Our ministry this Christmas will be how we “serve” these principles to our loved ones in humility and heartfelt selflessness.  We serve the Bread of Life at our Christmas table. 

None of this is possible without… PRAYER: for the world, the wars, the lost, the terror, the hatred – us and our families.  Lean hard on the Holy Spirit.

Christmas Prayer:

Our Father in the unseen

We honour your Name above all

We are in that place again where we stand in awe of your coming as a man.  With the celestial chorus of angels and the few shepherds who were awake when everyone was sleeping, we are alert to the majesty and glory of God on earth.

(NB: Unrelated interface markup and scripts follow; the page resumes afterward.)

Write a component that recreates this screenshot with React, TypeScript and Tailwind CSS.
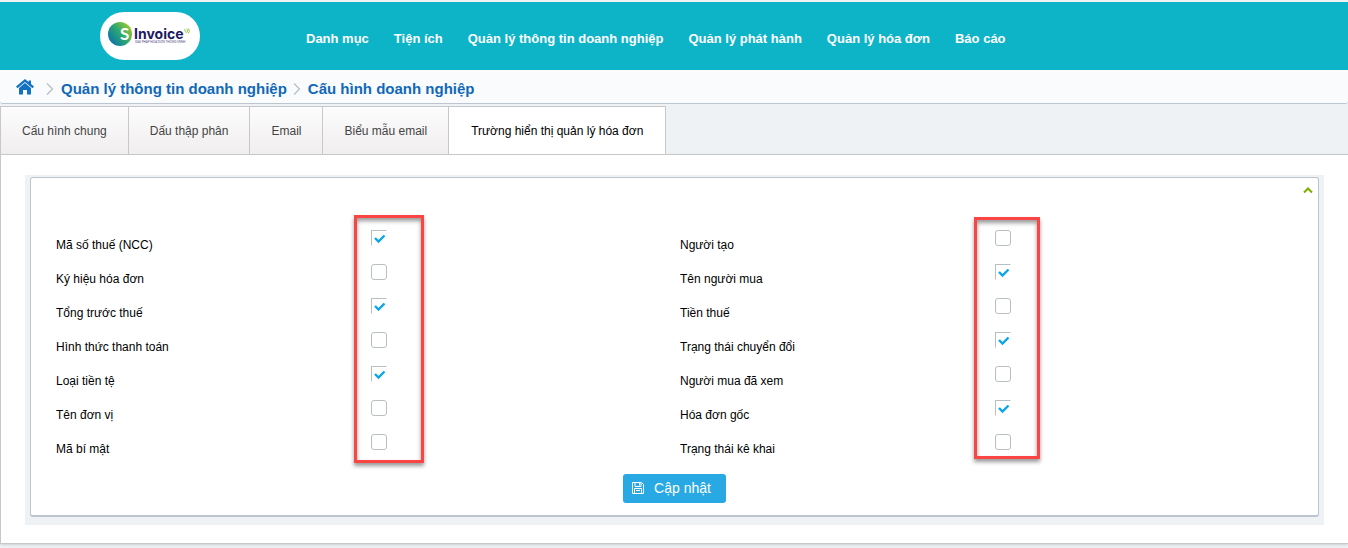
import { useState } from 'react';

const menu = [
  'Danh mục',
  'Tiện ích',
  'Quản lý thông tin doanh nghiệp',
  'Quản lý phát hành',
  'Quản lý hóa đơn',
  'Báo cáo',
];

const tabs = [
  'Cấu hình chung',
  'Dấu thập phân',
  'Email',
  'Biểu mẫu email',
  'Trường hiển thị quản lý hóa đơn',
];

type Field = { id: string; label: string; checked: boolean };

const leftFields: Field[] = [
  { id: 'taxCode', label: 'Mã số thuế (NCC)', checked: true },
  { id: 'series', label: 'Ký hiệu hóa đơn', checked: false },
  { id: 'totalBeforeTax', label: 'Tổng trước thuế', checked: true },
  { id: 'payment', label: 'Hình thức thanh toán', checked: false },
  { id: 'currency', label: 'Loại tiền tệ', checked: true },
  { id: 'unitName', label: 'Tên đơn vị', checked: false },
  { id: 'secretCode', label: 'Mã bí mật', checked: false },
];

const rightFields: Field[] = [
  { id: 'creator', label: 'Người tạo', checked: false },
  { id: 'buyerName', label: 'Tên người mua', checked: true },
  { id: 'taxAmount', label: 'Tiền thuế', checked: false },
  { id: 'convertStatus', label: 'Trạng thái chuyển đổi', checked: true },
  { id: 'buyerViewed', label: 'Người mua đã xem', checked: false },
  { id: 'originInvoice', label: 'Hóa đơn gốc', checked: true },
  { id: 'declareStatus', label: 'Trạng thái kê khai', checked: false },
];

function Logo() {
  return (
    <svg width="100" height="48" viewBox="0 0 100 48" role="img" aria-label="SInvoice">
      <defs>
        <linearGradient id="ball" x1="0" y1="0.8" x2="0.9" y2="0.1">
          <stop offset="0" stopColor="#0a6fae" />
          <stop offset="0.5" stopColor="#2aa574" />
          <stop offset="1" stopColor="#9ccb2d" />
        </linearGradient>
      </defs>
      <circle cx="20" cy="22" r="12" fill="url(#ball)" />
      <text x="20" y="28" fontSize="17" fontWeight="700" fill="#fff" fontFamily="Lato, sans-serif">
        S
      </text>
      <text x="34" y="27" fontSize="14" fontWeight="700" fill="#1d1a63" fontFamily="Inter, sans-serif">
        Invoice
      </text>
      <text x="35" y="31" fontSize="3" fill="#4a4880" fontFamily="Lato, sans-serif">
        GIẢI PHÁP HÓA ĐƠN THÔNG MINH
      </text>
      <path
        d="M84.500 17l1.300 3.500M86.500 21q2-1.500.5-4.500M88.300 21.500q2-2.500.3-5"
        fill="none"
        stroke="#8cc63f"
        strokeWidth="0.9"
      />
    </svg>
  );
}

function Crumb() {
  return (
    <svg width="8" height="12" viewBox="0 0 8 12" fill="none" stroke="#b9bfc5" strokeWidth="1.3">
      <path d="M1 .5 6.500 6 1 11.500" />
    </svg>
  );
}

function FieldColumn({ fields, children }: { fields: Field[]; children: React.ReactNode }) {
  const [values, setValues] = useState(fields);

  const toggle = (id: string) =>
    setValues(values.map((f) => (f.id === id ? { ...f, checked: !f.checked } : f)));

  return (
    <div className="relative">
      {values.map((f) => (
        <div key={f.id} className="flex h-[34px] items-start">
          <label htmlFor={f.id} className="mt-[9px] w-1/2 leading-4">
            {f.label}
          </label>
          <span className="mt-[2px] ml-[3px] grid">
            <input
              id={f.id}
              type="checkbox"
              checked={f.checked}
              onChange={() => toggle(f.id)}
              className="peer col-start-1 row-start-1 size-4 appearance-none rounded-[3px] border border-[#b8bfc0] bg-white checked:rounded-none checked:border-r-transparent checked:border-b-transparent"
            />
            <svg
              viewBox="0 0 16 16"
              className="pointer-events-none invisible col-start-1 row-start-1 size-4 peer-checked:visible"
              fill="none"
              stroke="#0ca5ec"
              strokeWidth="2.4"
            >
              <path d="M4 8 7.500 11.500 13.500 5.500" />
            </svg>
          </span>
        </div>
      ))}
      {children}
    </div>
  );
}

export default function App() {
  const [active, setActive] = useState(4);
  const [open, setOpen] = useState(true);

  return (
    <div className="min-h-screen bg-[#eef2f5] pt-[2px] font-['Liberation_Sans',Arial,sans-serif] text-xs text-black">
      <header className="flex h-[68px] items-center bg-[#0db3c7] pl-[100px]">
        <a href="#" className="shrink-0 rounded-full bg-white">
          <Logo />
        </a>
        <nav className="ml-[106px] flex gap-[25px] pt-[6px] text-[13px] leading-4 font-bold whitespace-nowrap text-white">
          {menu.map((item) => (
            <a key={item} href="#">
              {item}
            </a>
          ))}
        </nav>
      </header>

      <nav className="flex h-[34px] items-center rounded-b-[3px] border-b border-[#bcc5d0] bg-[#fafbfd] pt-1 pl-4 text-[15px] font-bold text-[#1068b8]">
        <a href="#" aria-label="Trang chủ" className="-mt-1">
          <svg width="18" height="16" viewBox="0 0 18 16" fill="#1172c4">
            <path d="M9 0 0 7.500l1.500 1.700L9 3l7.500 6.200L18 7.500l-3-2.500V1.500h-2.300v1.600z" />
            <path d="M9 4 3 9v6.500h4V11h4v4.500h4V9z" />
          </svg>
        </a>
        <span className="ml-3">
          <Crumb />
        </span>
        <a href="#" className="ml-[7px]">
          Quản lý thông tin doanh nghiệp
        </a>
        <span className="ml-[6px]">
          <Crumb />
        </span>
        <a href="#" className="ml-[7px]">
          Cấu hình doanh nghiệp
        </a>
      </nav>

      <div role="tablist" className="mt-[2px] flex h-12 border-l border-[#c8c8c8]">
        {tabs.map((tab, i) => (
          <button
            key={tab}
            type="button"
            role="tab"
            aria-selected={i === active}
            onClick={() => setActive(i)}
            className={`border-t border-r border-[#c8c8c8] whitespace-nowrap ${
              i === active
                ? 'bg-white px-[22px] text-black'
                : 'bg-linear-to-b from-[#fdfcfd] to-[#f0eeef] px-[21px] text-[#444]'
            }`}
          >
            {tab}
          </button>
        ))}
      </div>

      <main className="border border-r-0 border-[#c8c8c8] bg-white px-6 pt-5 pb-[18px] shadow-sm">
        <div className="bg-[#eef2f5] px-[5px] pt-[2px] pb-2">
          <section className="rounded-[3px] border border-b-2 border-[#bcc5ce] bg-white pb-3">
            <div className="flex h-[50px] items-start justify-end pt-[9px] pr-[5px]">
              <button
                type="button"
                aria-label="Thu gọn"
                aria-expanded={open}
                onClick={() => setOpen(!open)}
              >
                <svg width="10" height="7" viewBox="0 0 10 7" fill="none" stroke="#7cb000" strokeWidth="2">
                  <path d="M1 5.500 5 1.500 9 5.500" />
                </svg>
              </button>
            </div>
            {open && (
              <>
                <div className="grid grid-cols-2 pr-[14px] pl-[25px]">
                  <FieldColumn fields={leftFields}>
                    <div className="pointer-events-none absolute -top-[13px] left-[calc(50%-14px)] h-[248px] w-[70px] border-3 border-[#fb4444] shadow-[0_3px_4px_rgba(0,0,0,0.4),inset_0_3px_4px_rgba(0,0,0,0.4)]" />
                  </FieldColumn>
                  <FieldColumn fields={rightFields}>
                    <div className="pointer-events-none absolute -top-[11px] left-[calc(50%-18px)] h-[242px] w-[66px] border-3 border-[#fb4444] shadow-[0_3px_4px_rgba(0,0,0,0.4),inset_0_3px_4px_rgba(0,0,0,0.4)]" />
                  </FieldColumn>
                </div>
                <div className="mt-2 flex justify-center">
                  <button
                    type="button"
                    className="flex h-[29px] items-center gap-[10px] rounded-[3px] bg-[#29a9e4] pr-[15px] pl-[9px] text-[14px] text-white"
                  >
                    <svg
                      width="12"
                      height="12"
                      viewBox="0 0 12 12"
                      fill="none"
                      stroke="#fff"
                      className="-mt-[2px]"
                    >
                      <path d="M.5.5h9l2 2v9H.5zM3 .5v4h6v-4M2.500 11.500v-5h7v5M4 8.500h4" />
                      <path d="M7.500 1v2.500" />
                    </svg>
                    Cập nhật
                  </button>
                </div>
              </>
            )}
          </section>
        </div>
      </main>
    </div>
  );
}
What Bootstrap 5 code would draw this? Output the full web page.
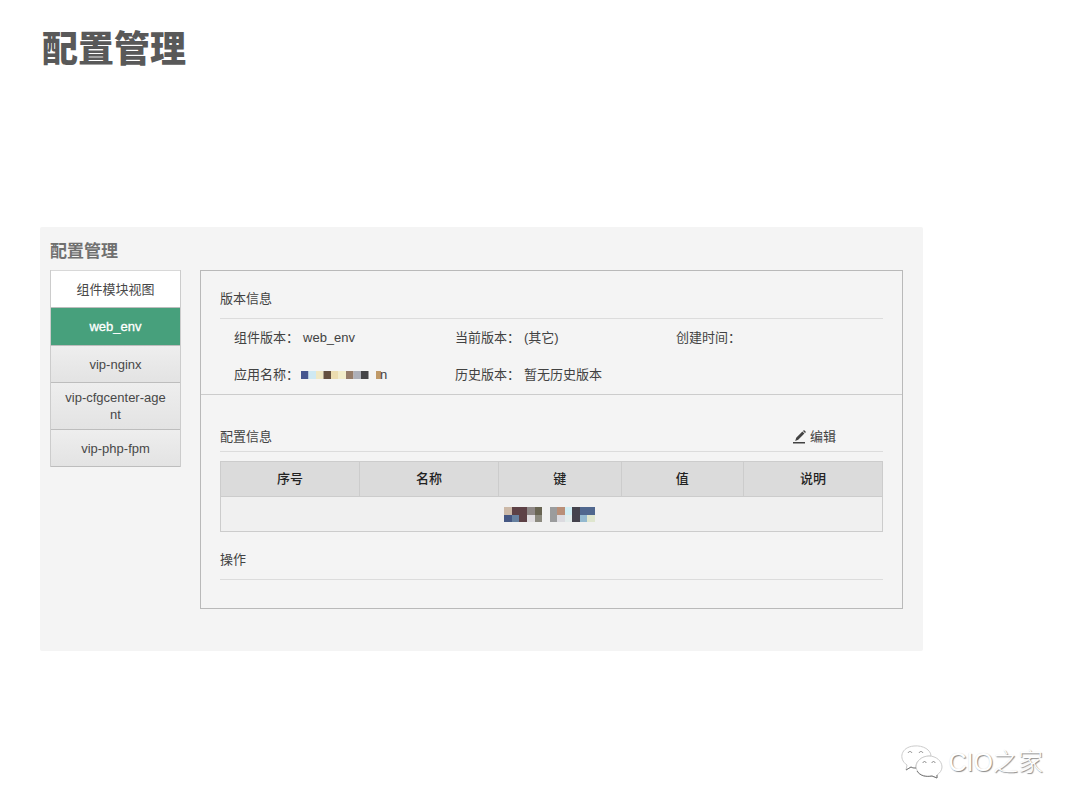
<!DOCTYPE html>
<html lang="zh-CN">
<head>
<meta charset="utf-8">
<meta name="viewport" content="width=device-width, initial-scale=1">
<title>配置管理</title>
<link href="https://cdn.jsdelivr.net/npm/bootstrap@5.3.0/dist/css/bootstrap.min.css" rel="stylesheet">
<style>
  body { font: 13px/20px "Liberation Sans", "Noto Sans CJK SC", sans-serif; color: #424242; background: #fff; }
  .page-title { font-size: 36px; line-height: 40px; font-weight: 900; color: #595959; padding: 30px 42px 0; margin-bottom: 157px; }
  .config-panel { margin: 0 157px 0 40px; padding: 13px 20px 42px 10px; background: #f4f4f4; border-radius: 2px; }
  .panel-title { font-size: 17px; line-height: 24px; margin-bottom: 6px; font-weight: 700; color: #707070; }
  .panel-body-row { gap: 19px; }
  .module-nav { width: 131px; flex: none; text-align: center; border: solid #ccc; border-width: 0 1px; }
  .module-head, .module-nav a { display: flex; align-items: center; justify-content: center; min-height: 37px; padding: 6px 12px; line-height: 17px; word-break: break-all; border-bottom: 1px solid #bdbdbd; color: #484848; text-decoration: none; background: linear-gradient(#eee, #e3e3e3); }
  .module-nav .module-head { min-height: 38px; background: #fff; border-top: 1px solid #d8d8d8; }
  .module-nav a.active { min-height: 38px; background: #47a07c; color: #fff; -webkit-text-stroke: .3px #fff; }
  .detail-box { border: 1px solid #b9b9b9; }
  .detail-part { padding: 0 19px; }
  .detail-part + .detail-part { border-top: 1px solid #ccc; }
  .part-head { padding: 18px 0 9px; border-bottom: 1px solid #dcdcdc; }
  .part-head h3 { font-size: 13px; line-height: 20px; font-weight: 400; margin: 0; }
  .part-head.config-head { padding: 32px 47px 4px 0; }
  .version-list { padding-bottom: 1px; }
  .info-item { height: 37px; padding-left: 14px; gap: 4px; }
  .info-item dt { font-weight: 400; white-space: nowrap; }
  .info-item dd { margin: 0; white-space: nowrap; }
  .edit-btn { color: #424242; font-size: 13px; line-height: 20px; gap: 3px; }
  .config-table { margin: 9px 0 0; width: 100%; table-layout: fixed; border-collapse: collapse; text-align: center; }
  .config-table th, .config-table td { height: 35px; padding: 0; border: 1px solid #ccc; vertical-align: middle; }
  .config-table th { background: #dbdbdb; color: #222; font-weight: 500; }
  .config-table td { background: #f0f0f0; }
  .action-part { min-height: 76px; }
  .source-mark { padding: 0 37px 31px; gap: 6px; color: #fff; font-size: 25px; line-height: 32px; font-weight: 300; text-shadow: 1px 1px 1px #888, 0 0 1px #ddd; }
</style>
</head>
<body>
<main class="min-vh-100 d-flex flex-column">
  <h1 class="page-title">配置管理</h1>
  <section class="config-panel">
    <h2 class="panel-title">配置管理</h2>
    <div class="panel-body-row d-flex align-items-start">
      <nav class="module-nav" aria-label="组件模块视图">
        <div class="module-head">组件模块视图</div>
        <a href="#" class="active" aria-current="page">web_env</a>
        <a href="#">vip-nginx</a>
        <a href="#">vip-cfgcenter-agent</a>
        <a href="#">vip-php-fpm</a>
      </nav>
      <div class="detail-box flex-grow-1">
        <section class="detail-part">
          <div class="part-head"><h3>版本信息</h3></div>
          <dl class="version-list row row-cols-3 g-0 mb-0">
            <div class="info-item col d-flex align-items-center"><dt>组件版本：</dt><dd>web_env</dd></div>
            <div class="info-item col d-flex align-items-center"><dt>当前版本：</dt><dd>(其它)</dd></div>
            <div class="info-item col d-flex align-items-center"><dt>创建时间：</dt><dd></dd></div>
            <div class="info-item col d-flex align-items-center"><dt>应用名称：</dt>
              <dd class="d-flex align-items-center">
                <svg width="77" height="8" viewBox="2 0 77 8" overflow="visible" aria-hidden="true">
                  <path fill="#45568f" d="M0 0h7.5v8H0z"/><path fill="#cfe9f3" d="M7.5 0H15v8H7.5z"/><path fill="#f0e8c4" d="M15 0h7.5v8H15z"/><path fill="#65503f" d="M22.500 0H30v8h-7.500z"/><path fill="#ecdcb0" d="M30 0h7.500v8H30z"/><path fill="#f3edca" d="M37.500 0H45v8h-7.500z"/><path fill="#967c68" d="M45 0h7.500v8H45z"/><path fill="#adafb8" d="M52.500 0H60v8h-7.500z"/><path fill="#444447" d="M60 0h7.500v8H60z"/><path fill="#c09a68" d="M75 0h5v8h-5z"/>
                </svg><span>n</span>
              </dd></div>
            <div class="info-item col d-flex align-items-center"><dt>历史版本：</dt><dd>暂无历史版本</dd></div>
          </dl>
        </section>
        <section class="detail-part">
          <div class="part-head config-head d-flex justify-content-between">
            <h3>配置信息</h3>
            <button type="button" class="edit-btn btn border-0 p-0 d-flex align-items-center">
              <svg width="14" height="14" viewBox="0 0 14 14" aria-hidden="true"><path fill="#424242" d="M2.200 11l1-3.200 6.200-6.200 2 2-6.200 6.200zM10 1l1-1 2 2-1 1zM0 12h12v1.500H0z"/></svg>编辑
            </button>
          </div>
          <table class="config-table">
            <colgroup><col style="width:21%"><col style="width:21%"><col style="width:18.5%"><col style="width:18.5%"><col style="width:21%"></colgroup>
            <thead><tr><th scope="col">序号</th><th scope="col">名称</th><th scope="col">键</th><th scope="col">值</th><th scope="col">说明</th></tr></thead>
            <tbody><tr><td colspan="5">
              <svg class="d-block mx-auto" width="96" height="15" viewBox="0 0 96 15" aria-hidden="true">
                <path fill="#ccb9a8" d="M0 0h8v8H0z"/><path fill="#5d4146" d="M8 0h15v15H8z"/><path fill="#455783" d="M0 8h8v7H0z"/><path fill="#66809f" d="M8 8h7v7H8z"/><path fill="#8e8786" d="M23 0h8v8h-8z"/><path fill="#686452" d="M31 0h7v8h-7z"/><path fill="#e0dde0" d="M23 8h8v7h-8z"/><path fill="#8b897e" d="M31 8h7v7h-7z"/>
                <path fill="#9b9c9d" d="M46 0h7v15h-7z"/><path fill="#b98f78" d="M53 0h8v8h-8z"/><path fill="#dcdbe0" d="M53 8h8v7h-8z"/><path fill="#d0edf3" d="M61 0h7v8h-7z"/><path fill="#e3eceb" d="M61 8h7v7h-7z"/><path fill="#45434d" d="M68 0h8v15h-8z"/><path fill="#50678e" d="M76 0h15v8H76z"/><path fill="#94b9cf" d="M76 8h7v7h-7z"/><path fill="#dfe6ce" d="M83 8h8v7h-8z"/>
              </svg>
            </td></tr></tbody>
          </table>
          <div class="action-part"><div class="part-head"><h3>操作</h3></div></div>
        </section>
      </div>
    </div>
  </section>
  <footer class="source-mark mt-auto d-flex align-items-center justify-content-end">
    <svg width="42" height="34" viewBox="0 0 42 34" fill="#fff" stroke-linejoin="round" aria-hidden="true">
      <g stroke="#ccc" stroke-width="1">
        <path d="M5 25l1-5C-3 14 0 2 13 1c9-1 17 4 17 10-9 0-16 5-15 12-2 0-4 0-5-1z"/>
        <path d="M36 33l-5-2c-8 2-15-2-16-9 0-6 6-11 13-11s13 5 13 11c0 3-2 6-5 8z"/>
      </g>
      <path d="M5 25l5-3c2 1 3 1 5 1M16 26c3 5 9 6 15 5l5 2v-3" fill="none" stroke="#777"/>
      <path d="M7 8c1-2 3-2 4 0M18 8c1-2 3-2 4 0M22 18c0-2 3-2 3 0M31 18c0-2 3-2 3 0" fill="none" stroke="#888"/>
    </svg>
    <span>CIO之家</span>
  </footer>
</main>
<script src="https://cdn.jsdelivr.net/npm/bootstrap@5.3.0/dist/js/bootstrap.bundle.min.js"></script>
</body>
</html>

We yield to your Ways and your Thoughts that are so much higher than ours.  Who could have thought that a baby born in a village in the Middle East would grow up to show us the heart of God, Grace so amazing that the world would never stop singing about it, to stand on the timeline of our centuries divided, whose death would become the familiar symbol of a movement that forever changed the world?

You came to show us the Love of God, how you feel sorry for us for the mess we are making because we think we can do it without You as the Source of goodness and truth.

You came to heal our bodies, bind up our broken hearts and set us free from the bondage of unbelief.

We bring You our lives to be transformed.  We bring you our world to be redeemed.  We bring you our confusion and bewilderment of the times we live in under the confession of the true message of Christmas, in the words of the ancient prophet:

How lovely on the mountains are the feet of him who brings the good news: Our God reignsand to our God nothing is impossible.  

Thank you for the abundance that we can share today. We deem it a token of your provision.  We pray in the beautiful Name of Jesus.